My thing with Laura lasted most of those first couple of months. And then this new girl appeared. New women appeared all the time, but most were all torn up, as torn up as most of the men, and I’ll happily assume I was part of that group. But, being 22 gave me a little something of a leg up. The point is that this gorgeous, tall, black-haired Hungarian chick rolled in, and I just shattered into a million little sparks and wafted around all the trees and planter boxes and skimmed along the cement pathways and twirled around all the bored convicts’ heads and coalesced in my stomach, and I zeroed in. Melinda showed up.
The story of Melinda and I is too long, at least in my mind, to jam into one story. It floats along the lines of soulmates and despair and more drugs and obsession and self-pity and sex and crying in the rain from across the street watching her kiss someone else. The story contains everything that makes me a sucker and some sort of an adult. I fell in love with her. I know I say that a lot, but as God is my witness, everyone I’ve ever truly fallen in love with happened immediately upon first sight. I don’t even understand how it can happen in any other way. We’re not negotiating a relationship here. We’re not offering and retracting and counter-offering. I either get hit in the heart by the club of love, or I might, at best, say, “hmm, sure, I’d like to fuck her.” But that’s it. When I fall in love, it happens in the space of fractions of millionths of a second. And that God for it.

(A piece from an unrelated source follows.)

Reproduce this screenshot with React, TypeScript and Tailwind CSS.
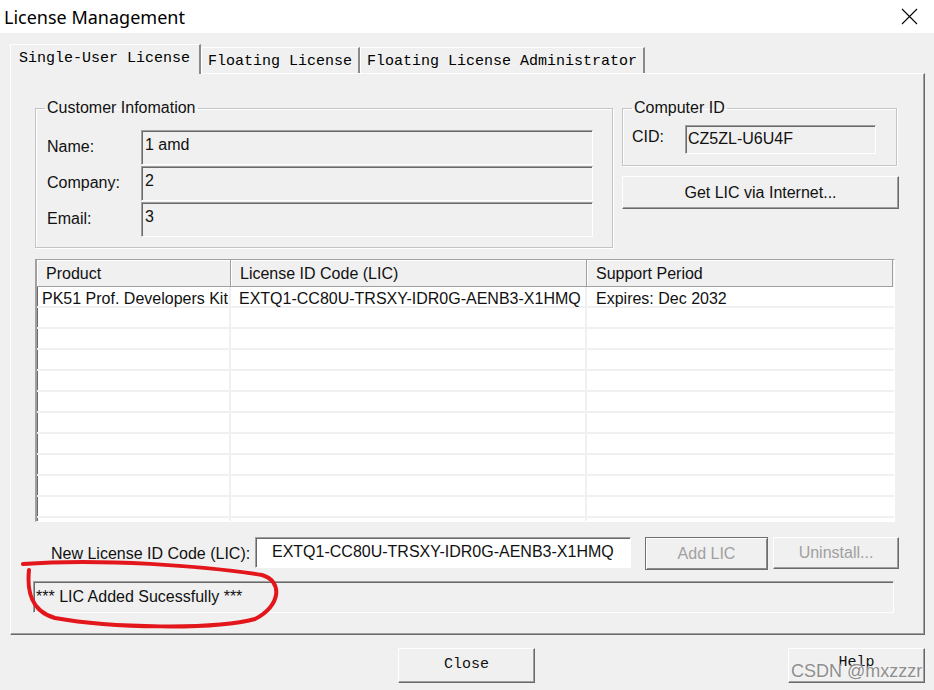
import React from 'react';

const sunken =
  'border border-t-[#a0a0a0] border-l-[#a0a0a0] border-b-white border-r-white shadow-[inset_1px_1px_0_#696969]';
const raised =
  'border border-t-white border-l-white border-r-[#696969] border-b-[#696969] shadow-[inset_-1px_-1px_0_#a0a0a0] bg-[#f0f0f0]';
const etched = 'border border-[#c4c4c4] shadow-[inset_1px_1px_0_#fff,1px_1px_0_#fff]';

function Tab({ label, active }: { label: string; active?: boolean }) {
  return (
    <div
      className={
        active
          ? 'relative z-10 -mb-[1px] flex h-[30px] items-start border-l border-t border-white border-r-2 border-r-[#8a8a8a] bg-[#f0f0f0] pl-[8px] pr-[9px] pt-[5px]'
          : 'flex h-[26px] items-start border-l border-t border-white border-r-2 border-r-[#8a8a8a] bg-[#f0f0f0] pl-[6px] pr-[6px] pt-[5px]'
      }
    >
      <span className="font-['Liberation_Mono',monospace] text-[15px] leading-[18px] text-black">
        {label}
      </span>
    </div>
  );
}

function Field({ label, value }: { label: string; value: string }) {
  return (
    <div className="flex h-[36px] items-start">
      <div className="w-[94px] pt-[8px] leading-[18px]">{label}</div>
      <div className={`h-[35px] w-[452px] pl-[3px] pt-[5px] leading-[18px] ${sunken}`}>{value}</div>
    </div>
  );
}

const rows = Array.from({ length: 12 });

export default function App() {
  return (
    <div className="relative h-[690px] w-[934px] overflow-hidden bg-[#f0f0f0] font-['Liberation_Sans',Arial,sans-serif] text-[16px] text-[#111]">
      {/* title bar */}
      <div className="flex h-[33px] items-center justify-between bg-white pl-[4px] pr-[16px]">
        <span className="font-['Noto_Sans',sans-serif] text-[18px] leading-[22px] text-black">
          License Management
        </span>
        <svg width="17" height="17" viewBox="0 0 17 17">
          <path d="M1 1L16 16M16 1L1 16" stroke="#000" strokeWidth="1.1" />
        </svg>
      </div>

      <div className="pl-[10px] pt-[11px]">
        {/* tabs */}
        <div className="flex h-[29px] items-end">
          <Tab label="Single-User License" active />
          <Tab label="Floating License" />
          <Tab label="Floating License Administrator" />
        </div>

        {/* tab panel */}
        <div className="h-[562px] w-[915px] border border-t-white border-l-white border-r-[#696969] border-b-[#696969] shadow-[inset_-1px_-1px_0_#a0a0a0] pl-[24px] pt-[25px]">
          <div className="flex items-start">
            <fieldset className={`h-[149px] w-[578px] p-0 ${etched}`}>
              <legend className="ml-[9px] px-[2px] leading-[18px]">Customer Infomation</legend>
              <div className="mt-[13px] pl-[11px]">
                <Field label="Name:" value="1 amd" />
                <Field label="Company:" value="2" />
                <Field label="Email:" value="3" />
              </div>
            </fieldset>

            <div className="ml-[9px] flex flex-col">
              <fieldset className={`h-[67px] w-[275px] p-0 ${etched}`}>
                <legend className="ml-[9px] px-[2px] leading-[18px]">Computer ID</legend>
                <div className="mt-[8px] flex items-start pl-[9px]">
                  <div className="w-[53px] pt-[3px] leading-[18px]">CID:</div>
                  <div className={`h-[29px] w-[191px] pl-[2px] pt-[4px] leading-[18px] ${sunken}`}>
                    CZ5ZL-U6U4F
                  </div>
                </div>
              </fieldset>
              <button className={`mt-[10px] h-[33px] w-[277px] leading-[18px] ${raised}`}>
                Get LIC via Internet...
              </button>
            </div>
          </div>

          {/* list view */}
          <div className={`mt-[11px] h-[263px] w-[860px] overflow-hidden bg-white ${sunken} border-l-2 border-l-[#8a8a8a]`}>
            <div className="flex h-[27px] bg-[#f0f0f0]">
              <div className="w-[194px] border-b border-r border-[#a0a0a0] pl-[9px] pt-[5px] leading-[18px] shadow-[inset_1px_1px_0_#fff]">
                Product
              </div>
              <div className="w-[356px] border-b border-r border-[#a0a0a0] pl-[9px] pt-[5px] leading-[18px] shadow-[inset_1px_1px_0_#fff]">
                License ID Code (LIC)
              </div>
              <div className="w-[306px] border-b border-r border-[#a0a0a0] pl-[9px] pt-[5px] leading-[18px] shadow-[inset_1px_1px_0_#fff]">
                Support Period
              </div>
            </div>
            {rows.map((_, i) => (
              <div key={i} className="flex h-[21px] border-b-2 border-[#f0f0f0] leading-[18px]">
                <div className="w-[194px] border-r-2 border-[#f0f0f0] pl-[5px] pt-[3px]">
                  {i === 0 ? 'PK51 Prof. Developers Kit' : ''}
                </div>
                <div className="w-[356px] border-r-2 border-[#f0f0f0] pl-[8px] pt-[3px]">
                  {i === 0 ? 'EXTQ1-CC80U-TRSXY-IDR0G-AENB3-X1HMQ' : ''}
                </div>
                <div className="w-[306px] pl-[9px] pt-[3px]">{i === 0 ? 'Expires: Dec 2032' : ''}</div>
              </div>
            ))}
          </div>

          {/* new lic row */}
          <div className="mt-[15px] flex items-start">
            <div className="ml-[16px] w-[204px] pt-[8px] leading-[18px]">New License ID Code (LIC):</div>
            <div className={`h-[31px] w-[376px] bg-white pl-[16px] pt-[5px] leading-[18px] ${sunken}`}>
              EXTQ1-CC80U-TRSXY-IDR0G-AENB3-X1HMQ
            </div>
            <button className="ml-[14px] h-[33px] w-[123px] border border-[#6e6e6e] bg-[#f0f0f0] leading-[18px] text-[#a0a0a0] shadow-[inset_1px_1px_0_#fff,inset_-1px_-1px_0_#8a8a8a]">
              Add LIC
            </button>
            <button className={`ml-[5px] h-[32px] w-[126px] leading-[18px] text-[#a0a0a0] ${raised}`}>
              Uninstall...
            </button>
          </div>

          {/* status */}
          <div className={`-ml-[2px] mt-[11px] h-[32px] w-[861px] pl-[2px] pt-[6px] leading-[18px] ${sunken}`}>
            *** LIC Added Sucessfully ***
          </div>
        </div>

        {/* bottom buttons */}
        <div className="mt-[13px] flex">
          <button className={`ml-[388px] h-[35px] w-[137px] font-['Liberation_Mono',monospace] text-[15px] ${raised}`}>
            Close
          </button>
          <button className={`relative ml-[253px] h-[35px] w-[137px] font-['Liberation_Mono',monospace] text-[15px] ${raised}`}>
            <span className="relative -top-[2px]">Help</span>
            <span className="absolute bottom-[1px] left-[2px] font-['Liberation_Sans',sans-serif] text-[18px] leading-[20px] text-[#8e8e8e] [text-shadow:0_0_2px_#fff]">
              CSDN @mxzzzr
            </span>
          </button>
        </div>
      </div>

      {/* red annotation */}
      <svg className="pointer-events-none absolute left-0 top-0" width="934" height="690" viewBox="0 0 934 690">
        <path
          d="M23 564 C100 558, 205 566, 262 575 C283 581, 281 606, 255 619 C215 630, 110 628, 55 618 C30 611, 27 590, 29 570"
          fill="none"
          stroke="#e3161b"
          strokeWidth="4"
          strokeLinecap="round"
        />
      </svg>
    </div>
  );
}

Melinda and I spent the next few months there at Impact. We got out. We hung out. My love was unrequited. And then it was for a month, and then for years, it was just off and on, and I built an entire career around documenting my heartbreak, and eventually, I just got tired and moved on. But those were some of the most intense and embarrassing years of my life. I should have stuck with just wanting to lick Laura. I’d probably have saved everyone a lot of trouble. But, the heart wants what the heart wants.
And really, I don’t regret a second of it. I still love Melinda, and she’ll likely never read this. I still love everyone.